- Decades:: 1950s; 1960s; 1970s; 1980s; 1990s;
- See also:: Other events of 1975 List of years in Afghanistan

= 1975 in Afghanistan =

The following lists events that happened during 1975 in the Republic of Afghanistan.

==Incumbents==
- President: Mohammed Daoud Khan

==Events==
Domestically, many of the economic difficulties of the previous year continued in areas remote from the capital, resulting in the gap in living standards between Kabul and the more distant provinces widening. Under the leadership of Mohammed Daoud Khan, considerable external help was secured for the construction of oil refineries, fertilizer factories, and various agricultural projects envisaged in the then current five-year plan, both China and the Soviet Union having contributed interest-free loans and technical aid.

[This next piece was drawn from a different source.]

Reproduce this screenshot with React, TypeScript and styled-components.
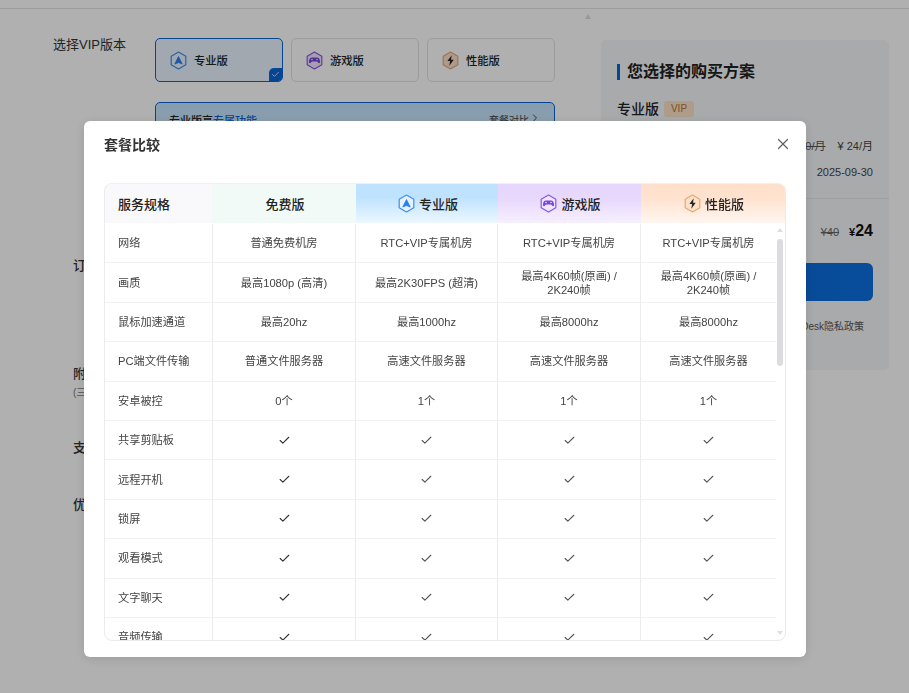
import React from 'react';
import styled, { createGlobalStyle } from 'styled-components';
import { Check, X, ChevronRight } from 'lucide-react';

const Global = createGlobalStyle`
  html, body { margin: 0; padding: 0; background: #fff; overflow: hidden; }
  body { font-family: "Liberation Sans", "Noto Sans CJK SC", sans-serif; color: #333; }
  * { box-sizing: border-box; }
`;

const Page = styled.div`
  width: 909px;
  height: 693px;
  overflow: hidden;
`;
const TopBar = styled.div`
  height: 9px;
  border-bottom: 1px solid #e4e4e4;
`;
const Main = styled.div`
  display: flex;
  align-items: flex-start;
  padding: 29px 20px 0 53px;
`;
const LeftCol = styled.div`
  width: 502px;
  flex: none;
`;
const PlanRow = styled.div`
  display: flex;
  align-items: flex-start;
`;
const PlanLabel = styled.div`
  width: 102px;
  font-size: 13px;
  line-height: 14px;
  color: #333;
`;
const PlanCards = styled.div`
  display: flex;
  gap: 8px;
`;
const PlanCard = styled.div<{ $active?: boolean }>`
  position: relative;
  width: 128px;
  height: 44px;
  border-radius: 5px;
  border: 1px solid ${p => (p.$active ? '#0a64d6' : '#e3e3e6')};
  background: ${p => (p.$active ? '#e9f3ff' : '#fff')};
  display: flex;
  align-items: center;
  gap: 7px;
  padding-left: 14px;
  font-size: 11.3px;
  font-weight: 500;
  color: #222;
  overflow: hidden;
`;
const CardTick = styled.div`
  position: absolute;
  right: 0;
  bottom: 0;
  width: 13px;
  height: 13px;
  background: #0a64d6;
  border-top-left-radius: 5px;
  color: #fff;
  display: flex;
  align-items: center;
  justify-content: center;
`;
const FeatureBox = styled.div`
  margin: 20px 0 0 102px;
  width: 400px;
  height: 120px;
  border: 1px solid #0a64d6;
  border-radius: 5px;
  background: linear-gradient(180deg, #c3e4fc, #e9f3ff);
  display: flex;
  justify-content: space-between;
  padding: 9px 13px;
  font-size: 11px;
  font-weight: 500;
  color: #222;
`;
const Accent = styled.span`
  color: #0a64d6;
`;
const CompareLink = styled.span`
  display: flex;
  align-items: flex-start;
  font-weight: 400;
  font-size: 10px;
  color: #444;
`;
const SideLabels = styled.div`
  padding: 0 0 0 20px;
`;
const SideLabel = styled.div<{ $top: number }>`
  margin-top: ${p => p.$top}px;
  font-size: 13px;
  line-height: 16px;
  font-weight: 500;
  color: #333;
`;
const SideNote = styled.div`
  margin-top: 4px;
  font-size: 10px;
  line-height: 14px;
  color: #777;
`;
const Arrow = styled.div`
  width: 0;
  height: 0;
  margin: -24px 0 0 30px;
  border-left: 3.5px solid transparent;
  border-right: 3.5px solid transparent;
  border-bottom: 5px solid #dcdcdc;
  flex: none;
`;
const Panel = styled.aside`
  width: 288px;
  height: 330px;
  flex: none;
  margin: 2px 0 0 10px;
  background: #f5f7fa;
  border-radius: 5px;
  padding: 21px 16px 0;
`;
const PanelTitle = styled.div`
  display: flex;
  align-items: center;
  gap: 7px;
  font-size: 16px;
  line-height: 21px;
  font-weight: 700;
  color: #222;
  &::before {
    content: '';
    width: 3px;
    height: 16px;
    background: #0a64d6;
  }
`;
const Version = styled.div`
  display: flex;
  align-items: center;
  gap: 5px;
  margin-top: 17px;
  font-size: 14px;
  line-height: 20px;
  font-weight: 500;
  color: #222;
`;
const Vip = styled.span`
  width: 30px;
  height: 16px;
  background: #fde3c8;
  color: #b2753f;
  border-radius: 3px;
  font-size: 10px;
  line-height: 16px;
  text-align: center;
`;
const PanelLine = styled.div<{ $top: number }>`
  display: flex;
  justify-content: flex-end;
  gap: 12px;
  margin-top: ${p => p.$top}px;
  font-size: 11px;
  line-height: 14px;
  color: #444;
`;
const Struck = styled.s`
  color: #555;
`;
const Divider = styled.div`
  margin: 19px -16px 0;
  border-top: 1px solid #e4e6ea;
`;
const PriceLine = styled.div`
  display: flex;
  justify-content: flex-end;
  align-items: baseline;
  gap: 10px;
  margin-top: 22px;
  font-size: 11px;
  line-height: 20px;
  color: #666;
`;
const Price = styled.b`
  color: #111;
  font-size: 11px;
  & > span { font-size: 16px; }
`;
const BuyButton = styled.div`
  height: 38px;
  margin-top: 21px;
  border-radius: 6px;
  background: linear-gradient(90deg, #0964d4, #0c70e0);
`;
const Policy = styled.div`
  margin: 19px 9px 0 0;
  text-align: right;
  font-size: 10px;
  line-height: 14px;
  color: #555;
`;

const Overlay = styled.div`
  position: fixed;
  inset: 0;
  background: rgba(0, 0, 0, 0.31);
`;
const Modal = styled.div`
  position: absolute;
  left: 84px;
  top: 121px;
  width: 722px;
  height: 536px;
  background: #fff;
  border-radius: 6px;
  box-shadow: 0 2px 12px rgba(0, 0, 0, 0.12);
  padding: 0 20px;
`;
const ModalHead = styled.div`
  height: 62px;
  display: flex;
  align-items: flex-start;
  justify-content: space-between;
  padding-top: 15px;
  font-size: 14px;
  line-height: 18px;
  font-weight: 700;
  color: #333;
`;
const CloseBtn = styled.span`
  color: #5f6368;
  display: flex;
  margin: -1px -5.5px 0 0;
`;
const Table = styled.div`
  position: relative;
  width: 682px;
  height: 458px;
  border: 1px solid #ebebeb;
  border-top-color: #f0f0f2;
  border-bottom-color: #ececec;
  border-radius: 8px;
  overflow: hidden;
`;
const HeadRow = styled.div`
  display: grid;
  grid-template-columns: 107px 144px 142px 143px 144px;
  height: 39px;
  margin-bottom: 1px;
`;
const HeadCell = styled.div<{ $bg: string; $left?: boolean }>`
  display: flex;
  align-items: center;
  justify-content: ${p => (p.$left ? 'flex-start' : 'center')};
  gap: 4px;
  padding-left: ${p => (p.$left ? '13px' : '2px')};
  background: ${p => p.$bg};
  font-size: 13px;
  font-weight: 500;
  color: #222;
`;
const Row = styled.div`
  display: grid;
  grid-template-columns: 108px 143px 142px 143px 135px;
  width: 671px;
  height: 39.4px;
  border-bottom: 1px solid #f1f1f1;
`;
const Cell = styled.div<{ $left?: boolean }>`
  display: flex;
  align-items: center;
  justify-content: ${p => (p.$left ? 'flex-start' : 'center')};
  text-align: ${p => (p.$left ? 'left' : 'center')};
  padding: ${p => (p.$left ? '0 0 0 13px' : '0 12px')};
  border-right: 1px solid #ececec;
  font-size: 11.2px;
  line-height: 14px;
  color: #444;
  &:last-child { border-right: 0; }
`;
const Track = styled.div`
  position: absolute;
  right: 0;
  top: 39px;
  bottom: 0;
  width: 10px;
`;
const TrackUp = styled.div`
  position: absolute;
  top: 5px;
  left: 2px;
  border-left: 3px solid transparent;
  border-right: 3px solid transparent;
  border-bottom: 4px solid #dedede;
`;
const TrackDown = styled.div`
  position: absolute;
  bottom: 5px;
  left: 2px;
  border-left: 3px solid transparent;
  border-right: 3px solid transparent;
  border-top: 4px solid #dedede;
`;
const Thumb = styled.div`
  position: absolute;
  top: 16px;
  left: 2px;
  width: 6px;
  height: 127px;
  border-radius: 3px;
  background: #dcdcdf;
`;

const Hex = ({ stroke, fill, children }: { stroke: string; fill: string; children: React.ReactNode }) => (
  <svg width="17" height="19" viewBox="0 0 17 19" fill="none">
    <path d="M8.5 1 15.8 5.2v8.6L8.5 18 1.2 13.8V5.2Z" fill={fill} stroke={stroke} strokeWidth="1.2" strokeLinejoin="round" />
    {children}
  </svg>
);
const ProIcon = () => (
  <Hex stroke="#3c8ef3" fill="#e6f3ff">
    <path d="M8.500 5.500 12.200 13 8.500 11.600 4.800 13Z" fill="#2a7ff0" stroke="#2a7ff0" strokeWidth=".8" strokeLinejoin="round" />
  </Hex>
);
const GameIcon = () => (
  <Hex stroke="#8b55e6" fill="#f0e7ff">
    <path d="M5.800 6.400h5.400c1.400 0 2.200 1 2.500 2.400l.4 2c.2 1.300-1.300 1.800-2.100.8l-.9-1H5.900l-.9 1c-.8 1-2.300.5-2.100-.8l.4-2c.3-1.400 1.100-2.400 2.500-2.400Z" fill="#7a45d8" />
    <circle cx="6" cy="8.500" r=".8" fill="#f0e7ff" />
    <circle cx="11" cy="8.500" r=".8" fill="#f0e7ff" />
  </Hex>
);
const PerfIcon = () => (
  <Hex stroke="#eaa873" fill="#fde0c8">
    <path d="M9.700 4.300 5.400 10h2.700l-.8 4.700L11.700 8.800H9Z" fill="#222" />
  </Hex>
);

const rows: [string, string, string, string, string][] = [
  ['网络', '普通免费机房', 'RTC+VIP专属机房', 'RTC+VIP专属机房', 'RTC+VIP专属机房'],
  ['画质', '最高1080p (高清)', '最高2K30FPS (超清)', '最高4K60帧(原画) / 2K240帧', '最高4K60帧(原画) / 2K240帧'],
  ['鼠标加速通道', '最高20hz', '最高1000hz', '最高8000hz', '最高8000hz'],
  ['PC端文件传输', '普通文件服务器', '高速文件服务器', '高速文件服务器', '高速文件服务器'],
  ['安卓被控', '0个', '1个', '1个', '1个'],
];
const checkRows = ['共享剪贴板', '远程开机', '锁屏', '观看模式', '文字聊天', '音频传输'];

const Tick = ({ dark }: { dark?: boolean }) => (
  <Check size={13} strokeWidth={2} color={dark ? '#333' : '#555'} />
);

export default function App() {
  return (
    <Page>
      <Global />
      <TopBar />
      <Main>
        <LeftCol>
          <PlanRow>
            <PlanLabel>选择VIP版本</PlanLabel>
            <PlanCards>
              <PlanCard $active>
                <ProIcon />专业版
                <CardTick><Check size={9} strokeWidth={2} /></CardTick>
              </PlanCard>
              <PlanCard><GameIcon />游戏版</PlanCard>
              <PlanCard><PerfIcon />性能版</PlanCard>
            </PlanCards>
          </PlanRow>
          <FeatureBox>
            <span>专业版享<Accent>专属功能</Accent></span>
            <CompareLink>套餐对比<ChevronRight size={12} /></CompareLink>
          </FeatureBox>
          <SideLabels>
            <SideLabel $top={36}>订</SideLabel>
            <SideLabel $top={92}>附</SideLabel>
            <SideNote>(三</SideNote>
            <SideLabel $top={40}>支</SideLabel>
            <SideLabel $top={41}>优</SideLabel>
          </SideLabels>
        </LeftCol>
        <Arrow />
        <Panel>
          <PanelTitle>您选择的购买方案</PanelTitle>
          <Version>专业版<Vip>VIP</Vip></Version>
          <PanelLine $top={20}><Struck>0/月</Struck><span>¥ 24/月</span></PanelLine>
          <PanelLine $top={12}>2025-09-30</PanelLine>
          <Divider />
          <PriceLine><s>¥40</s><Price>¥<span>24</span></Price></PriceLine>
          <BuyButton />
          <Policy>Desk隐私政策</Policy>
        </Panel>
      </Main>
      <Overlay>
        <Modal>
          <ModalHead>
            套餐比较
            <CloseBtn><X size={18} strokeWidth={1.6} /></CloseBtn>
          </ModalHead>
          <Table>
            <HeadRow>
              <HeadCell $left $bg="#f9f9fb">服务规格</HeadCell>
              <HeadCell $bg="#f1faf7">免费版</HeadCell>
              <HeadCell $bg="linear-gradient(180deg,#bfe3ff 0%,#bfe3ff 35%,#ecf7ff 100%)"><ProIcon />专业版</HeadCell>
              <HeadCell $bg="linear-gradient(180deg,#e6d5fd 0%,#e8d9fd 40%,#f6f0fe 100%)"><GameIcon />游戏版</HeadCell>
              <HeadCell $bg="linear-gradient(180deg,#ffdfca 0%,#ffe3d0 40%,#fff6f0 100%)"><PerfIcon />性能版</HeadCell>
            </HeadRow>
            {rows.map(r => (
              <Row key={r[0]}>
                <Cell $left>{r[0]}</Cell>
                {r.slice(1).map((t, i) => <Cell key={i}>{t}</Cell>)}
              </Row>
            ))}
            {checkRows.map(name => (
              <Row key={name}>
                <Cell $left>{name}</Cell>
                <Cell><Tick dark /></Cell>
                <Cell><Tick /></Cell>
                <Cell><Tick /></Cell>
                <Cell><Tick /></Cell>
              </Row>
            ))}
            <Track>
              <TrackUp />
              <Thumb />
              <TrackDown />
            </Track>
          </Table>
        </Modal>
      </Overlay>
    </Page>
  );
}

There were no serious challenges to the president's authority, supported by a regular army equipped with Soviet weaponry, although there was occasional discontent expressed during the year with the prevalent economic policy. In foreign affairs, the government stuck closely to the traditional policy of accepting external aid but refusing to become entangled in alliances. The country secured improved terms from the Soviet Union for the sale of Afghanistan's natural gas, while maintaining equally friendly relations with China. Pakistan's actions against insurgents in Baluchistan and the North-West Frontier Province were criticized by the government and press in Kabul. The proscription by Pakistan of the National Awami Party, whose activities in Baluchistan and the North-West Frontier Province were favoured by Afghanistan, further worsened relations between the two countries. Daoud Khan attempted unsuccessfully to mobilize international opinion against Pakistan's action.

=== February ===
The Government of the Republic of Afghanistan condemned the Government of Pakistan for having banned the National Awami Party. As a result, the Pakistani government warned Afghanistan against meddling in Pakistani politics, calling it "grave provocations" and "ironical".

=== April ===
In April 1975, Daoud paid a visit to Iran, and returned with a credit extension of $2 billion. The majority of the sum—$1.7 billion—was expected to be used to fund the construction of a rail system connecting Herat, Kandahar and Kabul to the Iranian rail system, which could provide access to the Persian Gulf. The project was not realized due to oil price collapse and the subsequent ousting of the Iranian Shah.

The Afghanistan national under-20 football team participated in the 1975 AFC Youth Championship in Kuwait. They finished last overall in their group; they beat the Chinese team but lost to the Japanese, Singaporean, and Kuwaiti teams.

=== June ===

On 21 June 1975, Ahmad Shah Massoud led an uprising near the village of Bazarak.

=== July ===
A violent incident happened in the Panjshir area in July 1975, supposedly killing more than 600 people. Local leaders in Pakistan, egged on by the Government of Pakistan, condemned the incident.